Refund claims for structures – such as shell companies or special purpose vehicles created solely for tax benefits – are likely to be rejected under the "substance over form" principle.
Respect deadlines
The statute of limitations requires refund claims to be submitted within four years from the end of the calendar year in which the dividend was paid.
The Anti-Abuse Cornerstone: EStG §36a and the Cum/Cum Rule
Germany's Section 36a EStG exemplifies its legislative commitment to preventing tax arbitrage. The provision was introduced to curb so-called cum/cum transactions, in which a foreign shareholder (who cannot claim a tax credit) lending or selling their German shares to a domestic person (which can claim a tax credit) just before the dividend record date. The domestic entity would collect the dividend, benefit from a tax offset, and then transfer the shares back to the foreign party, splitting the tax advantage between both parties.
This practice, while different from the more notorious cum/ex schemes (which involved fraudulent, multiple refund claims on a single WHT payment), circumvented domestic dividend taxation and led to a loss of state revenue. Introduced in 2016 with retroactive effect, Section 36a was a direct and forceful legislative response to close this systemic loophole.
The Stringent Conditions for WHT Relief
To claim WHT relief under EStG §36a, investors must satisfy two key conditions:
45-day holding period test
Requires the claimant to have "continuous economic ownership" of the shares for at least 45 consecutive days within a 91-day window surrounding the dividend ex-date (45 days before to 45 days after the dividend due/ex-date).
The law specifically focuses on "economic ownership" rather than civil law ownership, a distinction that prioritizes the substance of a transaction over its legal form.
70% economic risk
The claimant must bear at least 70% of the market risk of the shares during the minimum holding period. This provision is designed to defeat transactions that utilize hedging instruments, such as put options, repos, or other opposing claims to minimize market exposure.
If a claimant's risk is reduced by more than 30%, the condition is not met, and the WHT credit or refund is denied.
Exceptions
De Minimis Exception
The restriction on imputation does not apply if the total investment income for the year is less than €20,000.

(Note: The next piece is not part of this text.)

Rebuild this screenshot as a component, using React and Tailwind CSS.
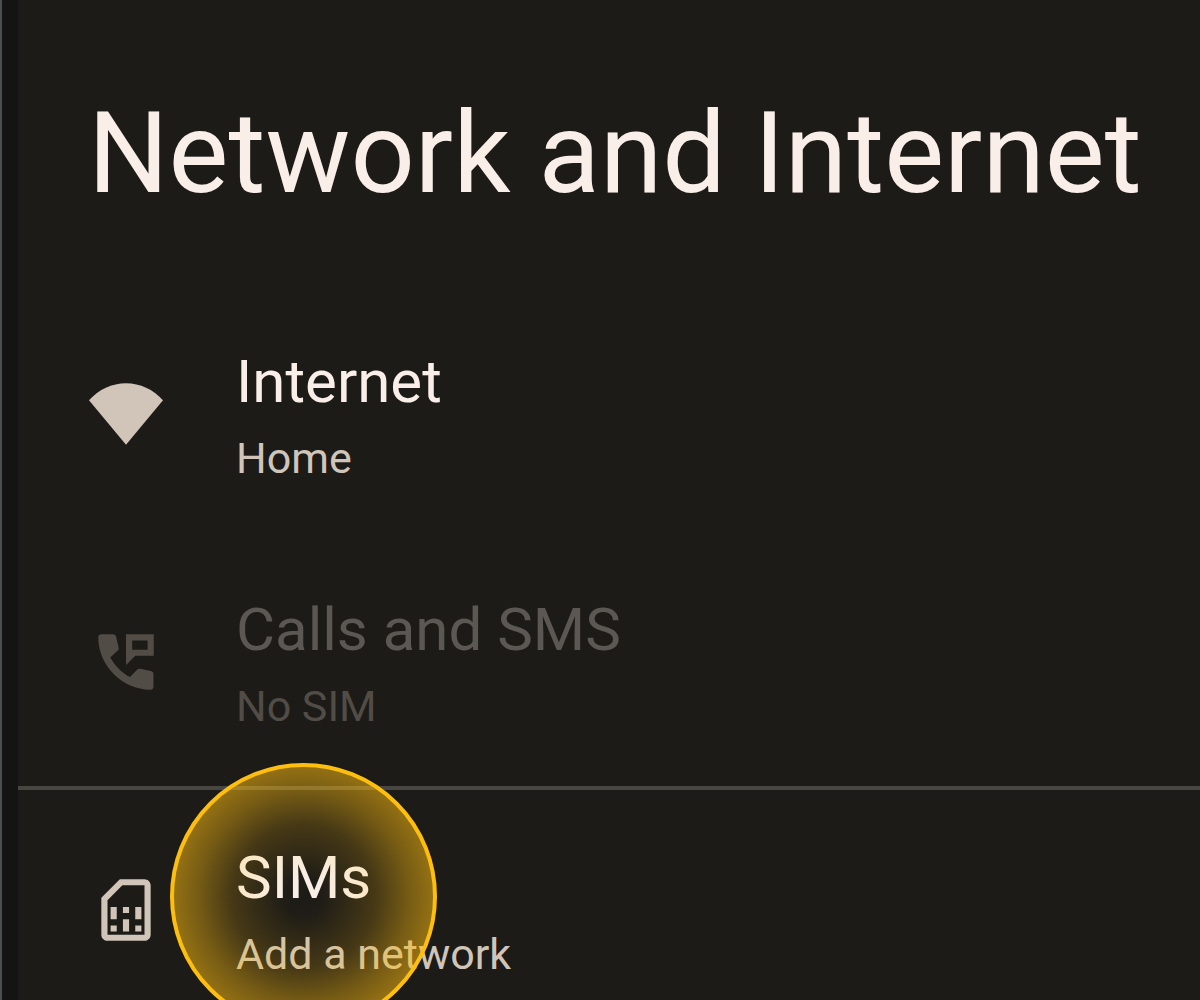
function WifiIcon() {
  return (
    <svg viewBox="0 0 24 24" className="size-full" fill="currentColor" aria-hidden="true">
      <path d="M12 22 0 7.5C3.2 4 7.4 2 12 2s8.8 2 12 5.5z" />
    </svg>
  );
}

function CallsIcon() {
  return (
    <svg viewBox="0 0 24 24" className="size-full" fill="currentColor" aria-hidden="true">
      <path d="M4 3h3.8c.5 0 .9.3 1 .8l.8 3.5c.1.4 0 .7-.3 1l-2.4 2.2c1.5 2.7 3.7 4.9 6.4 6.4l2.3-2.4c.3-.3.6-.4 1-.3l3.5.7c.5.1.8.5.8 1V20c0 .6-.4 1-1 1C10.8 21 3 13.2 3 4c0-.6.4-1 1-1z" />
      <path fillRule="evenodd" d="M12 3h9v7h-6l-3 3zM14 5v3h5V5z" />
    </svg>
  );
}

function SimIcon() {
  return (
    <svg viewBox="0 0 24 24" className="size-full" fill="currentColor" aria-hidden="true">
      <path d="M18 2h-8L4 8v12c0 1.1.9 2 2 2h12c1.1 0 2-.9 2-2V4c0-1.1-.9-2-2-2zm0 2v16H6V8.83L10.83 4H18zM7 17h2v2H7zm8 0h2v2h-2zM7 11h2v4H7zm4 4h2v4h-2zm0-4h2v2h-2zm4 0h2v4h-2z" />
    </svg>
  );
}

function SettingRow({ icon, title, subtitle, disabled }) {
  return (
    <button
      type="button"
      disabled={disabled}
      className="flex h-[248px] w-full items-center gap-[73px] pl-[71px] text-left text-[#d0c5b8] disabled:text-[#514c46]"
    >
      <span className="size-[74px] shrink-0">{icon}</span>
      <span className="flex flex-col gap-3 pt-1 whitespace-nowrap">
        <span className={disabled ? "text-[60px] leading-[72px] text-[#5b5752]" : "text-[60px] leading-[72px] text-[#f9efe8]"}>
          {title}
        </span>
        <span className="text-[43px] leading-[56px]">{subtitle}</span>
      </span>
    </button>
  );
}

export default function App() {
  return (
    <div className="flex h-screen overflow-hidden bg-[#1d1b17] font-['Roboto',sans-serif]">
      <div className="w-[18px] shrink-0 border-l-2 border-[#4b4e50] bg-[#141414]" />
      <main className="min-w-0 flex-1">
        <h1 className="pt-[90px] pb-[72px] pl-[70px] text-[113px] leading-[128px] whitespace-nowrap text-[#f9efe8]">
          Network and Internet
        </h1>
        <SettingRow icon={<WifiIcon />} title="Internet" subtitle="Home" />
        <SettingRow icon={<CallsIcon />} title="Calls and SMS" subtitle="No SIM" disabled />
        <section className="relative">
          <hr className="-mb-1 h-1 border-0 bg-[#474641]" />
          <SettingRow icon={<SimIcon />} title="SIMs" subtitle="Add a network" />
          <div className="pointer-events-none absolute -top-[23px] left-[152px] size-[267px] rounded-full border-4 border-[#fdbe10] bg-[radial-gradient(circle_closest-side,rgba(255,190,16,0)_0%,rgba(255,190,16,0.01)_15%,rgba(255,190,16,0.18)_55%,rgba(255,190,16,0.4)_82%,rgba(255,190,16,0.52)_100%)]" />
        </section>
      </main>
    </div>
  );
}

Long-Term Holding Exception
The restriction also does not apply if the taxpayer has been the uninterrupted beneficial owner of the shares for at least one year at the time the dividend is received.
Table 1. Section 36a EStG – Key Conditions and Exceptions for WHT Relief
Condition | Description |
45-Day Holding Period | Shares must be held with continuous economic ownership for at least 45 consecutive days within a 91-day window around the dividend ex-date. |
70% Economic Risk | The investor must bear ≥70% of market risk during the holding period; excessive hedging or similar risk mitigation invalidates eligibility. |
Exception | Description |
De Minimis Exception | Rule does not apply if annual investment income is below €20,000. |
Long-Term Holding Exception | Exemption applies if the investor has been the beneficial owner for ≥1 year at the dividend date. |
The MiKaDiv Initiative: A New Digital Reporting Regime
The Purpose and Objectives
MiKaDiv, or Mitteilungsverfahren Kapitalerträge Dividenden, is a mandatory digital reporting procedure for investment income that aims to replace traditional, paper-based tax certificates with a standardized, automated system.
Its primary objectives are to:
streamline and modernize WHT reporting,
reduce the potential for tax fraud and abuse,
enhance transparency throughout the securities custody chain.
The initiative emerged as a regulatory response to the Cum/Ex scandal, designed to prevent such schemes from occurring in the future by tracking the custody chain and transaction timing.
Implementation Timeline and Requirements
The MiKaDiv regime will be effective from January 1, 2027, applying to all income payments made after December 31, 2026.
Under the new framework, the burden of data reporting shifts from the individual investor to financial institutions. German custodian banks, paying agents, and foreign financial institutions will be required to submit detailed digital reports directly to the BZSt, including:
Beneficial owner details to identify the true investor.
The full custody chain with all intermediaries identified via Legal Entity Identifiers (LEI).
Detailed securities and income information, including ISINs, dividend amounts, and payment dates.
A complete record of transaction activity around the dividend event, including details on any financial arrangements.
Once these comprehensive reports are submitted and accepted, the BZSt will generate a Universally Unique Identifier (UUID) – a critical prerequisite for any future WHT reclaim, effectively replacing the traditional paper tax certificate. Without a valid UUID, investors will be unable to access tax relief.
This data-driven model represents a significant paradigm shift from manual, case-by-case reviews to proactive digital oversight. By mandating a digital report that includes the entire custody chain and transaction history, the German authorities can immediately identify suspicious trading patterns around the dividend date, significantly reducing tax fraud risk and administrative workload.
Importantly, MiKaDiv is closely aligned with the broader EU FASTER initiative, which aims to streamline and digitize tax relief across member states, advancing a unified European front against cross-border tax fraud.
__
In conclusion
Germany’s dividend withholding tax system is evolving towards digitalization, greater transparency, and substance-based compliance. Navigating this landscape successfully requires thorough documentation, timely filings, and demonstrable economic ownership.
For institutional investors and financial intermediaries, proactive adaptation to the MiKaDiv regime and compliance with Section 36a EStG will be essential to secure legitimate WHT relief in the years ahead.